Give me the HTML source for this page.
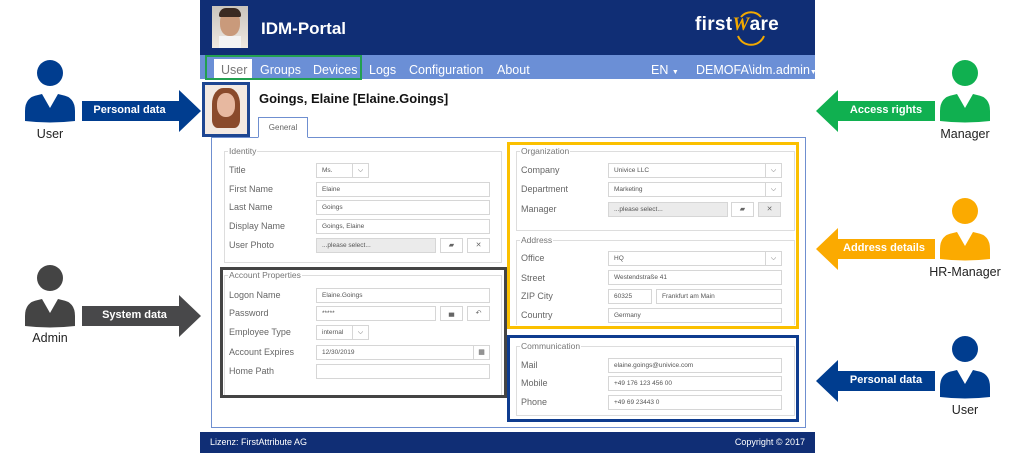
<!DOCTYPE html>
<html><head><meta charset="utf-8"><style>
*{margin:0;padding:0;box-sizing:border-box}
body{width:1024px;height:453px;background:#fff;position:relative;overflow:hidden;font-family:"Liberation Sans",sans-serif}
.a{position:absolute}
.lbl{position:absolute;font-size:9px;color:#666}
.in{position:absolute;height:15px;border:1px solid #d6d6d6;background:#fff;font-size:6.5px;color:#555;padding-left:5px;line-height:13px}
.dis{background:#ebebeb}
.btn{position:absolute;height:15px;width:23px;border:1px solid #d6d6d6;background:#fff;font-size:7px;color:#666;text-align:center;line-height:13px}
.fs{position:absolute;border:1px solid #ddd}
.fs span{position:absolute;top:-6px;left:3px;background:#fff;padding:0 1px;font-size:8.5px;color:#777}
.dd{position:absolute;right:0;top:0;width:16px;height:13px;border-left:1px solid #d6d6d6;font-size:7px;color:#555;text-align:center;line-height:13px}
.cap{position:absolute;font-size:12.5px;color:#222;text-align:center;width:100px}
.at{position:absolute;font-size:11px;font-weight:bold;color:#fff;text-align:center}
.nv{position:absolute;top:63px;font-size:12.5px;color:#fff}
</style></head><body>

<!-- header -->
<div class="a" style="left:200px;top:0;width:615px;height:55px;background:#102e75"></div>
<div class="a" style="left:212px;top:6px;width:36px;height:42px;background:linear-gradient(#c9c4bc,#efe9e2);"></div>
<div class="a" style="left:220px;top:10px;width:20px;height:26px;border-radius:45%;background:#c99a7b"></div>
<div class="a" style="left:219px;top:8px;width:22px;height:9px;border-radius:8px 8px 2px 2px;background:#3a2a22"></div>
<div class="a" style="left:219px;top:36px;width:22px;height:12px;background:#f4f4f4"></div>
<div class="a" style="left:261px;top:19px;font-size:17px;font-weight:bold;color:#fff">IDM-Portal</div>
<div class="a" style="left:695px;top:14px;font-size:19px;font-weight:bold;color:#fff;letter-spacing:0.3px">first<span style="color:#f2a900;font-style:italic;font-family:'Liberation Serif',serif">W</span>are</div>
<svg class="a" style="left:734px;top:10px" width="34" height="36"><path d="M7 7 A13 13 0 0 1 27 7" stroke="#f2a900" stroke-width="2" fill="none"/><path d="M4 26 A14 14 0 0 0 30 26" stroke="#f2a900" stroke-width="2" fill="none"/></svg>

<!-- nav -->
<div class="a" style="left:200px;top:55px;width:615px;height:24px;background:#6b8fd6"></div>
<div class="a" style="left:214px;top:59px;width:38px;height:20px;background:#fff"></div>
<div class="a" style="left:205px;top:55px;width:157px;height:25px;border:2px solid #22a050"></div>
<div class="nv" style="left:221px;color:#777">User</div>
<div class="nv" style="left:260px">Groups</div>
<div class="nv" style="left:313px">Devices</div>
<div class="nv" style="left:369px">Logs</div>
<div class="nv" style="left:409px">Configuration</div>
<div class="nv" style="left:497px">About</div>
<div class="nv" style="left:651px">EN <span style="font-size:7px">▼</span></div>
<div class="nv" style="left:696px">DEMOFA\idm.admin<span style="font-size:7px">▼</span></div>

<!-- user title -->
<div class="a" style="left:202px;top:82px;width:48px;height:55px;border:3px solid #1e4692;background:#f3e9e2"></div>
<div class="a" style="left:212px;top:88px;width:28px;height:40px;border-radius:40% 40% 20% 20%;background:#8a4a2c"></div>
<div class="a" style="left:217px;top:93px;width:18px;height:24px;border-radius:45%;background:#e7b8a0"></div>
<div class="a" style="left:259px;top:91px;font-size:13px;font-weight:bold;color:#111">Goings, Elaine [Elaine.Goings]</div>

<!-- tab & panel -->
<div class="a" style="left:211px;top:137px;width:595px;height:291px;border:1px solid #6f8fd0"></div>
<div class="a" style="left:258px;top:117px;width:50px;height:21px;border:1px solid #6f8fd0;border-bottom:1px solid #fff;background:#fff;font-size:8px;color:#666;text-align:center;line-height:20px">General</div>

<!-- identity -->
<div class="fs" style="left:224px;top:151px;width:278px;height:112px"><span>Identity</span></div>
<div class="lbl" style="left:229px;top:165px">Title</div>
<div class="in" style="left:316px;top:163px;width:53px">Ms.<div class="dd">⌵</div></div>
<div class="lbl" style="left:229px;top:184px">First Name</div>
<div class="in" style="left:316px;top:182px;width:174px">Elaine</div>
<div class="lbl" style="left:229px;top:202px">Last Name</div>
<div class="in" style="left:316px;top:200px;width:174px">Goings</div>
<div class="lbl" style="left:229px;top:221px">Display Name</div>
<div class="in" style="left:316px;top:219px;width:174px">Goings, Elaine</div>
<div class="lbl" style="left:229px;top:240px">User Photo</div>
<div class="in dis" style="left:316px;top:238px;width:120px">...please select...</div>
<div class="btn" style="left:440px;top:238px">▰</div>
<div class="btn" style="left:467px;top:238px">✕</div>

<!-- account -->
<div class="a" style="left:220px;top:267px;width:287px;height:131px;border:3px solid #444"></div>
<div class="fs" style="left:224px;top:275px;width:278px;height:120px;border-bottom:none"><span>Account Properties</span></div>
<div class="lbl" style="left:229px;top:290px">Logon Name</div>
<div class="in" style="left:316px;top:288px;width:174px">Elaine.Goings</div>
<div class="lbl" style="left:229px;top:308px">Password</div>
<div class="in" style="left:316px;top:306px;width:120px">*****</div>
<div class="btn" style="left:440px;top:306px">▗▖</div>
<div class="btn" style="left:467px;top:306px">↶</div>
<div class="lbl" style="left:229px;top:327px">Employee Type</div>
<div class="in" style="left:316px;top:325px;width:53px">internal<div class="dd">⌵</div></div>
<div class="lbl" style="left:229px;top:347px">Account Expires</div>
<div class="in" style="left:316px;top:345px;width:174px">12/30/2019<div class="dd">▦</div></div>
<div class="lbl" style="left:229px;top:366px">Home Path</div>
<div class="in" style="left:316px;top:364px;width:174px"></div>

<!-- organization -->
<div class="a" style="left:507px;top:142px;width:292px;height:187px;border:3px solid #fbc000"></div>
<div class="fs" style="left:516px;top:151px;width:279px;height:80px"><span>Organization</span></div>
<div class="lbl" style="left:521px;top:165px">Company</div>
<div class="in" style="left:608px;top:163px;width:174px">Univice LLC<div class="dd">⌵</div></div>
<div class="lbl" style="left:521px;top:184px">Department</div>
<div class="in" style="left:608px;top:182px;width:174px">Marketing<div class="dd">⌵</div></div>
<div class="lbl" style="left:521px;top:204px">Manager</div>
<div class="in dis" style="left:608px;top:202px;width:120px">...please select...</div>
<div class="btn" style="left:731px;top:202px">▰</div>
<div class="btn" style="left:758px;top:202px;background:#ebebeb">✕</div>

<div class="fs" style="left:516px;top:240px;width:279px;height:85px;border-bottom:none"><span>Address</span></div>
<div class="lbl" style="left:521px;top:253px">Office</div>
<div class="in" style="left:608px;top:251px;width:174px">HQ<div class="dd">⌵</div></div>
<div class="lbl" style="left:521px;top:273px">Street</div>
<div class="in" style="left:608px;top:270px;width:174px">Westendstraße 41</div>
<div class="lbl" style="left:521px;top:291px">ZIP City</div>
<div class="in" style="left:608px;top:289px;width:44px">60325</div>
<div class="in" style="left:656px;top:289px;width:126px">Frankfurt am Main</div>
<div class="lbl" style="left:521px;top:310px">Country</div>
<div class="in" style="left:608px;top:308px;width:174px">Germany</div>

<!-- communication -->
<div class="a" style="left:507px;top:335px;width:292px;height:87px;border:3px solid #0e3c8f"></div>
<div class="fs" style="left:516px;top:346px;width:279px;height:70px"><span>Communication</span></div>
<div class="lbl" style="left:521px;top:360px">Mail</div>
<div class="in" style="left:608px;top:358px;width:174px">elaine.goings@univice.com</div>
<div class="lbl" style="left:521px;top:378px">Mobile</div>
<div class="in" style="left:608px;top:376px;width:174px">+49 176 123 456 00</div>
<div class="lbl" style="left:521px;top:397px">Phone</div>
<div class="in" style="left:608px;top:395px;width:174px">+49 69 23443 0</div>

<!-- footer -->
<div class="a" style="left:200px;top:432px;width:615px;height:21px;background:#102e75"></div>
<div class="a" style="left:210px;top:437px;font-size:9px;color:#fff">Lizenz: FirstAttribute AG</div>
<div class="a" style="left:720px;top:437px;font-size:9px;color:#fff;width:85px;text-align:right">Copyright © 2017</div>

<!-- person icons -->
<svg width="0" height="0" style="position:absolute"><defs><g id="p"><circle cx="26" cy="14" r="13"/><path d="M1 62 L1 52 Q1 38 14 36 L18 35 L26 49 L34 35 L38 36 Q51 38 51 52 L51 62 Q26 65 1 62 Z"/></g></defs></svg>
<svg class="a" style="left:24px;top:59px" width="52" height="66" fill="#003d8f"><use href="#p"/></svg>
<div class="cap" style="left:0;top:127px">User</div>
<svg class="a" style="left:24px;top:264px" width="52" height="66" fill="#444"><use href="#p"/></svg>
<div class="cap" style="left:0;top:331px">Admin</div>
<svg class="a" style="left:939px;top:59px" width="52" height="66" fill="#10b050"><use href="#p"/></svg>
<div class="cap" style="left:915px;top:127px">Manager</div>
<svg class="a" style="left:939px;top:197px" width="52" height="66" fill="#fbaa00"><use href="#p"/></svg>
<div class="cap" style="left:915px;top:265px">HR-Manager</div>
<svg class="a" style="left:939px;top:335px" width="52" height="66" fill="#003d8f"><use href="#p"/></svg>
<div class="cap" style="left:915px;top:403px">User</div>

<!-- arrows -->
<svg class="a" style="left:82px;top:90px" width="120" height="42"><path d="M0 11 H97 V0 L119 21 L97 42 V31 H0 Z" fill="#003d8f"/></svg>
<div class="at" style="left:82px;top:104px;width:95px">Personal data</div>
<svg class="a" style="left:82px;top:295px" width="120" height="42"><path d="M0 11 H97 V0 L119 21 L97 42 V31 H0 Z" fill="#48484a"/></svg>
<div class="at" style="left:82px;top:309px;width:105px">System data</div>
<svg class="a" style="left:816px;top:90px" width="120" height="42"><path d="M119 11 H22 V0 L0 21 L22 42 V31 H119 Z" fill="#10b050"/></svg>
<div class="at" style="left:836px;top:104px;width:100px">Access rights</div>
<svg class="a" style="left:816px;top:228px" width="120" height="42"><path d="M119 11 H22 V0 L0 21 L22 42 V31 H119 Z" fill="#fbaa00"/></svg>
<div class="at" style="left:834px;top:242px;width:100px">Address details</div>
<svg class="a" style="left:816px;top:360px" width="120" height="42"><path d="M119 11 H22 V0 L0 21 L22 42 V31 H119 Z" fill="#003d8f"/></svg>
<div class="at" style="left:836px;top:374px;width:100px">Personal data</div>

</body></html>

_ _ _ _ _

**Problem requirements**. Write out again exactly the lines from the start of the data above through the line containing "</style></head><body>", inclusive, excluding any pictures.

**Expected answer**.
Give me the HTML source for this page.
<!DOCTYPE html>
<html><head><meta charset="utf-8"><style>
*{margin:0;padding:0;box-sizing:border-box}
body{width:1024px;height:453px;background:#fff;position:relative;overflow:hidden;font-family:"Liberation Sans",sans-serif}
.a{position:absolute}
.lbl{position:absolute;font-size:9px;color:#666}
.in{position:absolute;height:15px;border:1px solid #d6d6d6;background:#fff;font-size:6.5px;color:#555;padding-left:5px;line-height:13px}
.dis{background:#ebebeb}
.btn{position:absolute;height:15px;width:23px;border:1px solid #d6d6d6;background:#fff;font-size:7px;color:#666;text-align:center;line-height:13px}
.fs{position:absolute;border:1px solid #ddd}
.fs span{position:absolute;top:-6px;left:3px;background:#fff;padding:0 1px;font-size:8.5px;color:#777}
.dd{position:absolute;right:0;top:0;width:16px;height:13px;border-left:1px solid #d6d6d6;font-size:7px;color:#555;text-align:center;line-height:13px}
.cap{position:absolute;font-size:12.5px;color:#222;text-align:center;width:100px}
.at{position:absolute;font-size:11px;font-weight:bold;color:#fff;text-align:center}
.nv{position:absolute;top:63px;font-size:12.5px;color:#fff}
</style></head><body>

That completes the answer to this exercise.